Records with interface code
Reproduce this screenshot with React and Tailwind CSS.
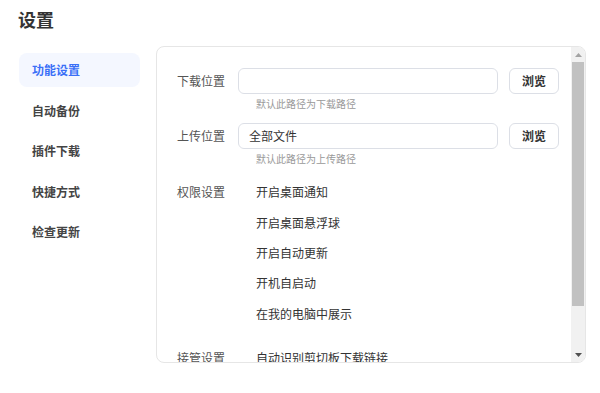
import React from "react";

const font = { fontFamily: '"Noto Sans CJK SC", "Noto Sans", sans-serif' };

function Row({ label, value, hint }) {
  return (
    <div className="flex flex-col">
      <div className="flex items-center">
        <div className="w-[61px] shrink-0 text-[12px] text-[#555]">{label}</div>
        <div className="h-[26px] w-[260px] rounded-[6px] border border-[#dcdfe6] bg-white px-[10px] flex items-center text-[12px] text-[#333]">
          {value}
        </div>
        <button className="ml-[11px] h-[26px] w-[50px] rounded-[6px] border border-[#dcdfe6] bg-white text-[12px] font-semibold text-[#333]">
          浏览
        </button>
      </div>
      <div className="ml-[79px] mt-[3px] h-[14px] leading-[14px] text-[10px] text-[#999]">{hint}</div>
    </div>
  );
}

export default function App() {
  const nav = ["功能设置", "自动备份", "插件下载", "快捷方式", "检查更新"];
  const perms = ["开启桌面通知", "开启桌面悬浮球", "开启自动更新", "开机自启动", "在我的电脑中展示"];
  return (
    <div className="w-[600px] h-[393px] bg-white overflow-hidden" style={font}>
      <div className="pl-[18px] pt-[7px] h-[46px] text-[18px] font-bold text-[#333] leading-[24px]">设置</div>
      <div className="flex">
        <div className="ml-[19px] mt-[7px] w-[121px] flex flex-col">
          {nav.map((n, i) => (
            <div
              key={n}
              className={
                i === 0
                  ? "h-[34px] mb-[6.6px] rounded-[8px] bg-[#f4f7ff] pl-[13px] flex items-center text-[12px] font-semibold text-[#3a6ff7]"
                  : "h-[34px] mb-[6.6px] pl-[13px] flex items-center text-[12px] font-semibold text-[#444]"
              }
            >
              {n}
            </div>
          ))}
        </div>
        <div className="ml-[16px] w-[430px] h-[317px] rounded-[8px] border border-[#e6e6e6] overflow-hidden flex">
          <div className="flex-1 pl-[20px] pt-[21px] flex flex-col">
            <Row label="下载位置" value="" hint="默认此路径为下载路径" />
            <div className="h-[12px] shrink-0" />
            <Row label="上传位置" value="全部文件" hint="默认此路径为上传路径" />
            <div className="h-[11px] shrink-0" />
            <div className="flex">
              <div className="w-[79px] shrink-0 h-[30px] flex items-center text-[12px] text-[#555]">权限设置</div>
              <div className="flex flex-col">
                {perms.map((p) => (
                  <div key={p} className="h-[30.4px] flex items-center text-[12px] text-[#333]">
                    {p}
                  </div>
                ))}
              </div>
            </div>
            <div className="h-[14px] shrink-0" />
            <div className="flex">
              <div className="w-[79px] shrink-0 h-[30px] flex items-center text-[12px] text-[#555]">接管设置</div>
              <div className="h-[30px] flex items-center text-[12px] text-[#333]">自动识别剪切板下载链接</div>
            </div>
          </div>
          <div className="w-[14px] shrink-0 bg-[#f1f1f1] flex flex-col items-center">
            <div className="h-[15px] shrink-0 flex items-center justify-center">
              <svg width="7" height="4" viewBox="0 0 7 4"><polygon points="3.5,0 7,4 0,4" fill="#a3a3a3" /></svg>
            </div>
            <div className="w-[12px] h-[244px] shrink-0 bg-[#c1c1c1]" />
            <div className="flex-1" />
            <div className="h-[15px] shrink-0 flex items-center justify-center">
              <svg width="7" height="4" viewBox="0 0 7 4"><polygon points="0,0 7,0 3.5,4" fill="#505050" /></svg>
            </div>
          </div>
        </div>
      </div>
    </div>
  );
}
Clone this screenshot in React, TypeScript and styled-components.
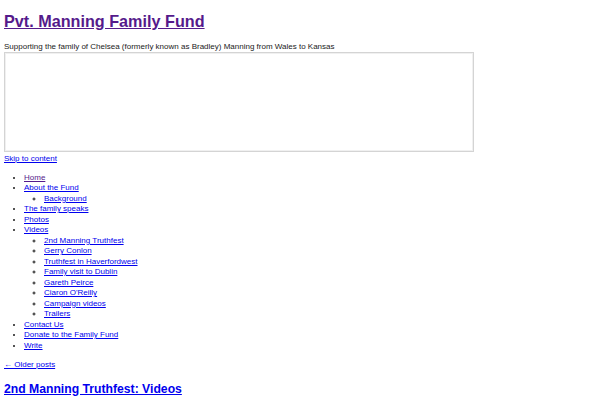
import React from 'react';
import styled, { createGlobalStyle } from 'styled-components';

const GlobalStyle = createGlobalStyle`
  html, body {
    margin: 0;
    padding: 0;
    background: #fff;
  }
  body {
    padding: 4px;
    font-family: "Liberation Sans", Arial, sans-serif;
    font-size: 8px;
    line-height: 10.5px;
    color: #1a1a1a;
  }
  a {
    color: #0000ee;
  }
`;

const Page = styled.div`
  display: flex;
  flex-direction: column;
`;

const SiteTitle = styled.h1`
  margin: 7px 0 0;
  font-size: 16.2px;
  line-height: 20px;
  font-weight: bold;

  a {
    color: #551a8b;
  }
`;

const Tagline = styled.p`
  margin: 11px 0 0;
  line-height: 10px;
`;

const Frame = styled.div`
  width: 468px;
  height: 98px;
  border: 1px solid #d4d4d4;
  box-shadow: inset 0 0 0 1px #f0f0f0;
  background: #fff;
`;

const SkipLink = styled.a`
  margin-top: 2px;
  align-self: flex-start;
`;

const Menu = styled.ul<{ $sub?: boolean }>`
  margin: ${(p) => (p.$sub ? '0' : '8px 0 0')};
  padding-left: 20px;
  list-style: ${(p) => (p.$sub ? 'circle' : 'disc')};
`;

const MenuItem = styled.li<{ $current?: boolean }>`
  a {
    color: ${(p) => (p.$current ? '#551a8b' : '#0000ee')};
  }
`;

const OlderPosts = styled.a`
  margin-top: 9px;
  align-self: flex-start;
`;

const PostTitle = styled.h2`
  margin: 10px 0 0;
  font-size: 12.2px;
  line-height: 16px;
  font-weight: bold;
`;

const videos = [
  '2nd Manning Truthfest',
  'Gerry Conlon',
  'Truthfest in Haverfordwest',
  'Family visit to Dublin',
  'Gareth Peirce',
  "Ciaron O'Reilly",
  'Campaign videos',
  'Trailers',
];

const App: React.FC = () => (
  <>
    <GlobalStyle />
    <Page>
      <SiteTitle>
        <a href="#">Pvt. Manning Family Fund</a>
      </SiteTitle>
      <Tagline>Supporting the family of Chelsea (formerly known as Bradley) Manning from Wales to Kansas</Tagline>
      <Frame />
      <SkipLink href="#content">Skip to content</SkipLink>
      <Menu>
        <MenuItem $current>
          <a href="#">Home</a>
        </MenuItem>
        <MenuItem>
          <a href="#">About the Fund</a>
          <Menu $sub>
            <MenuItem>
              <a href="#">Background</a>
            </MenuItem>
          </Menu>
        </MenuItem>
        <MenuItem>
          <a href="#">The family speaks</a>
        </MenuItem>
        <MenuItem>
          <a href="#">Photos</a>
        </MenuItem>
        <MenuItem>
          <a href="#">Videos</a>
          <Menu $sub>
            {videos.map((v) => (
              <MenuItem key={v}>
                <a href="#">{v}</a>
              </MenuItem>
            ))}
          </Menu>
        </MenuItem>
        <MenuItem>
          <a href="#">Contact Us</a>
        </MenuItem>
        <MenuItem>
          <a href="#">Donate to the Family Fund</a>
        </MenuItem>
        <MenuItem>
          <a href="#">Write</a>
        </MenuItem>
      </Menu>
      <OlderPosts href="#">← Older posts</OlderPosts>
      <PostTitle id="content">
        <a href="#">2nd Manning Truthfest: Videos</a>
      </PostTitle>
    </Page>
  </>
);

export default App;
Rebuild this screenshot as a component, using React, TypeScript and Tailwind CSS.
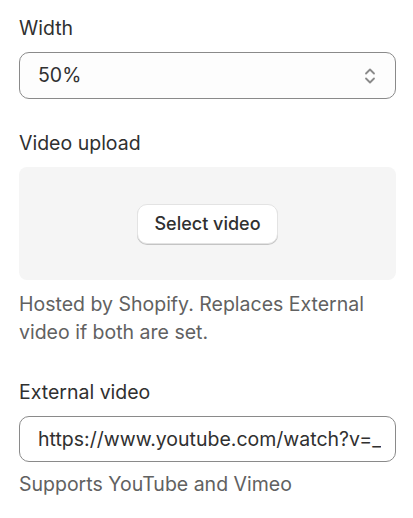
export default function App() {
  return (
    <div
      className="flex w-[413px] flex-col bg-white pl-[19px] pr-[17px] pt-[14px] text-[19.5px] text-[#303030]"
      style={{ fontFamily: "Inter, 'Noto Sans', sans-serif" }}
    >
      {/* Width select */}
      <label className="leading-7">Width</label>
      <div className="mt-[10px] flex h-[47px] items-center justify-between rounded-[10px] border border-[#8a8a8a] bg-[#fdfdfd] pl-[18px] pr-[18px]">
        <span className="text-[#303030]">50%</span>
        <svg width="14" height="20" viewBox="0 0 14 20" fill="none" stroke="#8a8a8a" strokeWidth="1.8" strokeLinecap="round" strokeLinejoin="round">
          <path d="M3 7.5 7 3.5 11 7.5" />
          <path d="M3 12.5 7 16.5 11 12.5" />
        </svg>
      </div>

      {/* Video upload */}
      <label className="mt-[30px] leading-7">Video upload</label>
      <div className="mt-[10px] flex h-[113px] items-center justify-center rounded-[8px] bg-[#f5f5f5]">
        <button className="h-[40px] w-[141px] rounded-[10px] border border-[#e3e3e3] bg-white text-[18px] font-medium text-[#303030] shadow-[0_1px_0_0_#c4c4c4]">
          Select video
        </button>
      </div>
      <p className="mt-[10px] leading-7 text-[#616161]">
        Hosted by Shopify. Replaces External video if both are set.
      </p>

      {/* External video */}
      <label className="mt-[32px] leading-7">External video</label>
      <input
        readOnly
        value="https://www.youtube.com/watch?v=_Xyz123abcD"
        className="mt-[10px] h-[46px] w-full rounded-[10px] border border-[#8a8a8a] bg-white pl-[18px] pr-[14px] text-[#303030] outline-none"
      />
      <p className="mt-[8px] leading-7 text-[#616161]">Supports YouTube and Vimeo</p>
      <div className="h-6" />
    </div>
  );
}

_Required work_:
Copy each line of the records above that carries the word "TypeScript".

_Expected output_:
Clone this screenshot in React, TypeScript and styled-components.
Rebuild this screenshot as a component, using React, TypeScript and Tailwind CSS.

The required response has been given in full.